**Objective**
Search the data for the string "index" and gather each line it is in.

**Dataset content**
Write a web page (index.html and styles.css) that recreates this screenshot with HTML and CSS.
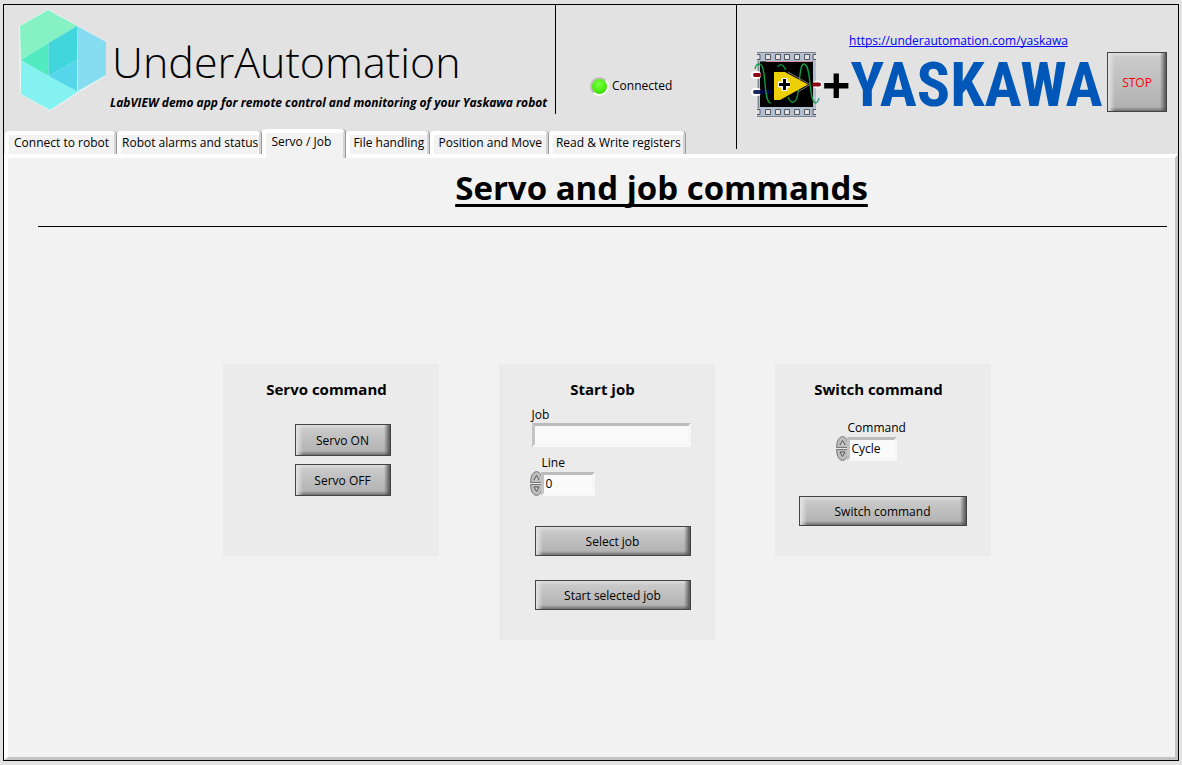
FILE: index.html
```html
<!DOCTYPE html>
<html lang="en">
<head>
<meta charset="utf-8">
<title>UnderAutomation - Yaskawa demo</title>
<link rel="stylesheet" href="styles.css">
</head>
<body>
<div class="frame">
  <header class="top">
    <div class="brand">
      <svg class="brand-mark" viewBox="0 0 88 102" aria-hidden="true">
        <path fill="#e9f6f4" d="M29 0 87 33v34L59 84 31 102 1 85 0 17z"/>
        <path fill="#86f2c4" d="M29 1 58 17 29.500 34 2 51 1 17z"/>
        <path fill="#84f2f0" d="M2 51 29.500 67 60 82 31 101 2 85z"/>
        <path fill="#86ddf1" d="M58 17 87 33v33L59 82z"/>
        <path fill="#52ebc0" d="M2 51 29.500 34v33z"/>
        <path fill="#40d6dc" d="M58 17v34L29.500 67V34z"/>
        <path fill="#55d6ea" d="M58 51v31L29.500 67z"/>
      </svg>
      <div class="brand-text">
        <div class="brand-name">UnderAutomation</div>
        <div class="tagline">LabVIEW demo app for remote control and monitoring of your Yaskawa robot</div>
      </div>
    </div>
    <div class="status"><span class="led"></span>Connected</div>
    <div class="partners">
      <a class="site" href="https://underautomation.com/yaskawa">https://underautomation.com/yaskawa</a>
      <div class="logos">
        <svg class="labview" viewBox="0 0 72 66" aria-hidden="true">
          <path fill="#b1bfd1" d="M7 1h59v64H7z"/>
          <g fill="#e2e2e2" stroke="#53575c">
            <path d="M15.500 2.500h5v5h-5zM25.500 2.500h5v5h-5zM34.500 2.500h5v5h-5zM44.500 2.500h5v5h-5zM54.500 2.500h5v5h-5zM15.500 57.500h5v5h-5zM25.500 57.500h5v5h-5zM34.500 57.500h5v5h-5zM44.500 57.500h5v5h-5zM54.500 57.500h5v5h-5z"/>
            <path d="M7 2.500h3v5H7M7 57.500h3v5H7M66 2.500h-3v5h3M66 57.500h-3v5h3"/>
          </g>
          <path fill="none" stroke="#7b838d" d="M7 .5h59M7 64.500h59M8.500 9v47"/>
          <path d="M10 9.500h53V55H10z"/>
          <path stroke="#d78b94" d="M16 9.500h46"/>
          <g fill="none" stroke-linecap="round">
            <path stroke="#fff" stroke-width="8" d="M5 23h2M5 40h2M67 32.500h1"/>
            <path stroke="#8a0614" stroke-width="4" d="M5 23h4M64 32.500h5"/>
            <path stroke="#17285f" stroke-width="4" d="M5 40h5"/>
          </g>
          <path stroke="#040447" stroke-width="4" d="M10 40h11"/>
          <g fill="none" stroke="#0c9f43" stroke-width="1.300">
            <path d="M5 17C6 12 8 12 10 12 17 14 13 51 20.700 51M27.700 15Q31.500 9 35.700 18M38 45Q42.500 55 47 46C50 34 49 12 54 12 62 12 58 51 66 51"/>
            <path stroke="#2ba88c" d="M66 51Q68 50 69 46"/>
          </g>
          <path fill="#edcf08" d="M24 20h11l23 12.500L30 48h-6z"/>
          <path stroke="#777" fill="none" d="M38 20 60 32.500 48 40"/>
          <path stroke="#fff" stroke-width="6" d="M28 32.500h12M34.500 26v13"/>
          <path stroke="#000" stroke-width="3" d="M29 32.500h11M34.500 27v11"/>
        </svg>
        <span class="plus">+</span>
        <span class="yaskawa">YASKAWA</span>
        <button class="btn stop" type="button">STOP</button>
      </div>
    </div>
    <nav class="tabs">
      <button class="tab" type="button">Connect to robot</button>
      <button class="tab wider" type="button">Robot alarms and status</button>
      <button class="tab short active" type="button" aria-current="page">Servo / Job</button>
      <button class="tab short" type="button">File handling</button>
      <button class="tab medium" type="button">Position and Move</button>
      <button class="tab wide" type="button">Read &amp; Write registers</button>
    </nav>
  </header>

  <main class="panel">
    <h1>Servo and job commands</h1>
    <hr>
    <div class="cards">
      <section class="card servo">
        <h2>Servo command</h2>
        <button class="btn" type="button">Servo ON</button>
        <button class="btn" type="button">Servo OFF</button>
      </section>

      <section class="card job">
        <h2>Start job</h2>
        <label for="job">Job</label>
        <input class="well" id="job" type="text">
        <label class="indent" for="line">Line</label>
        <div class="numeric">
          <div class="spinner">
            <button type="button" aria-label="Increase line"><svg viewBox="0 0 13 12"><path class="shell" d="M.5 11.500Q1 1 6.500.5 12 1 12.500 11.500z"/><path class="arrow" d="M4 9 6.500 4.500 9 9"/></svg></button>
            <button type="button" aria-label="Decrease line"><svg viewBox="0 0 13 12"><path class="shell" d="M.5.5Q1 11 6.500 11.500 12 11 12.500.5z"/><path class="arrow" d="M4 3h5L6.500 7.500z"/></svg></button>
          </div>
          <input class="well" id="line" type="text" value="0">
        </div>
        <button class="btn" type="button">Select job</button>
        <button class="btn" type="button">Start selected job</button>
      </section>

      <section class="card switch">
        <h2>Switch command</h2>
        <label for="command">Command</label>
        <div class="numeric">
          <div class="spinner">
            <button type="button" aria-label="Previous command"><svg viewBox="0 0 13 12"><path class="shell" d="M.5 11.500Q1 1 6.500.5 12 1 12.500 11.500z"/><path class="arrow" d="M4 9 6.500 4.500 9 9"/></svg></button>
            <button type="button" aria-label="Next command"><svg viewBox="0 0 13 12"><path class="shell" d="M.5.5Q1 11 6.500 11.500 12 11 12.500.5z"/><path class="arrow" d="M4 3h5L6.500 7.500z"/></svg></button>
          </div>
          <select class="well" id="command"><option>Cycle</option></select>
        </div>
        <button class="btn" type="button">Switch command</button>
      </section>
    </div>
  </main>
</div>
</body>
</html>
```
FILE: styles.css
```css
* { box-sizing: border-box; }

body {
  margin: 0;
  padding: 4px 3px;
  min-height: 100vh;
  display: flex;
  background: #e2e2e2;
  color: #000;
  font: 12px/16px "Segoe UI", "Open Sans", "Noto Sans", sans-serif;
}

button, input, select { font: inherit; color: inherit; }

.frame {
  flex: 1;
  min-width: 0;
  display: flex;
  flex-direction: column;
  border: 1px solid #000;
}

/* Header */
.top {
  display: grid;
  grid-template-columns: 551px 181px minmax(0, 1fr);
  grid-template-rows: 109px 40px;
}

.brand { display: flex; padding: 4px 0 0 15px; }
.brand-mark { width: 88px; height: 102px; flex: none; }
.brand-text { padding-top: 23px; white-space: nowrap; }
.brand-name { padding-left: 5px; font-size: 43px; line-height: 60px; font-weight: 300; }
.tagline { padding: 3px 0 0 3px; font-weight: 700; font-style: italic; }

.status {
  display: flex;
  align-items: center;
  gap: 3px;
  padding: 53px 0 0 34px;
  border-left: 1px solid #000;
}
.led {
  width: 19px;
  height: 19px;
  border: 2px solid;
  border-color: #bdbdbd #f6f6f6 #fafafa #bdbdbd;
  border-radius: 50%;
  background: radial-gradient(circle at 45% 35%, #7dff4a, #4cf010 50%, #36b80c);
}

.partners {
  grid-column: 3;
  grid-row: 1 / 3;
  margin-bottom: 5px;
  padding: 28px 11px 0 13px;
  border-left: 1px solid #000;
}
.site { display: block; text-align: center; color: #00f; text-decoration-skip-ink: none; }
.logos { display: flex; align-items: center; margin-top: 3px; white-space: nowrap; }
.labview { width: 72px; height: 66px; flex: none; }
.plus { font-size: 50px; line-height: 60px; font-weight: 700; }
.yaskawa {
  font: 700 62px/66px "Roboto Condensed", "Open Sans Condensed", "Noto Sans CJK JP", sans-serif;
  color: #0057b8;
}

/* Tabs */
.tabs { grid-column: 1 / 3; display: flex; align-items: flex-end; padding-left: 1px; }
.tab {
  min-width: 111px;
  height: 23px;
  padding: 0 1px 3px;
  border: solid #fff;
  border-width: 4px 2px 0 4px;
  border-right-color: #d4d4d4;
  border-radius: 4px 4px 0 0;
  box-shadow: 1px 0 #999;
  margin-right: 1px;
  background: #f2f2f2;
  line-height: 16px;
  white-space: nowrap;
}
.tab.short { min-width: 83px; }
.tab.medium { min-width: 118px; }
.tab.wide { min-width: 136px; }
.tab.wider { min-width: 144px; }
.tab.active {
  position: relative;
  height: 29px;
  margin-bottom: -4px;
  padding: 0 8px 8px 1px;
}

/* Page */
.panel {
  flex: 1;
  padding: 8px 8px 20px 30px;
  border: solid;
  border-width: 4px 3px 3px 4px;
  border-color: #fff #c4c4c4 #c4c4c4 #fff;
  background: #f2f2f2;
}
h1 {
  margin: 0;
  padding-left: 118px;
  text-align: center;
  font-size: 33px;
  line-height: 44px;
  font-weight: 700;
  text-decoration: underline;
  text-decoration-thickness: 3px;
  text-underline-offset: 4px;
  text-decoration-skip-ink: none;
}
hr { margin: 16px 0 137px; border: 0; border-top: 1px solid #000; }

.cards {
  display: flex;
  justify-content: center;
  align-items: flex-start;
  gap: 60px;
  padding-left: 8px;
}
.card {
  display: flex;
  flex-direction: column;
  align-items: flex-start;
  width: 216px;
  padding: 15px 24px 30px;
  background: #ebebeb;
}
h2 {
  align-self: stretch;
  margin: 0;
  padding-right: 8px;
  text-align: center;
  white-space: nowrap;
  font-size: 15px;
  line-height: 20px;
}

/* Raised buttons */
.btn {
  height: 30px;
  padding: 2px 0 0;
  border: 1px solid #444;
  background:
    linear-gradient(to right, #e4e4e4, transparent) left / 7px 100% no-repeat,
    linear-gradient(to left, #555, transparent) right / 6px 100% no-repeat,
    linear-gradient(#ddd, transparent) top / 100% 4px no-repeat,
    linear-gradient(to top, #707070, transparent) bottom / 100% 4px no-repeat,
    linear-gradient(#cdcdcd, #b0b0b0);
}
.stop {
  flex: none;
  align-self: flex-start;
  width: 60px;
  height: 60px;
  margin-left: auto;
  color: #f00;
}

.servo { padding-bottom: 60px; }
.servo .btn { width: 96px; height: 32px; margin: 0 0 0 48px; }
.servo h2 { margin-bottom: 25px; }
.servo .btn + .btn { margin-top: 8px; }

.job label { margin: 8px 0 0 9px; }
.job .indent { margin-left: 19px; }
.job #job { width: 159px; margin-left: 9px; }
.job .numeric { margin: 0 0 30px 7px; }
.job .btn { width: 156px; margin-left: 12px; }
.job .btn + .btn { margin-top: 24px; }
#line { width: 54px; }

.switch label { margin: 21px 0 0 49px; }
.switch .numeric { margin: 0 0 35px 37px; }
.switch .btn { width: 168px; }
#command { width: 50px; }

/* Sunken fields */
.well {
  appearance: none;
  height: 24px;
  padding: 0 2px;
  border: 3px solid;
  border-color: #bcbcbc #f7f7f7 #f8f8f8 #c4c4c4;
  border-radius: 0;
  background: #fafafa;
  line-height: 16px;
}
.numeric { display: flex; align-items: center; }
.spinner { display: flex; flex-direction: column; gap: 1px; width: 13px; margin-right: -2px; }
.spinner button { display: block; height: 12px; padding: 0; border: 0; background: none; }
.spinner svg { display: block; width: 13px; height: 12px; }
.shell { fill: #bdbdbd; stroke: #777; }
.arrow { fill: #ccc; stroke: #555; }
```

**Response to the task**
Write a web page (index.html and styles.css) that recreates this screenshot with HTML and CSS.
FILE: index.html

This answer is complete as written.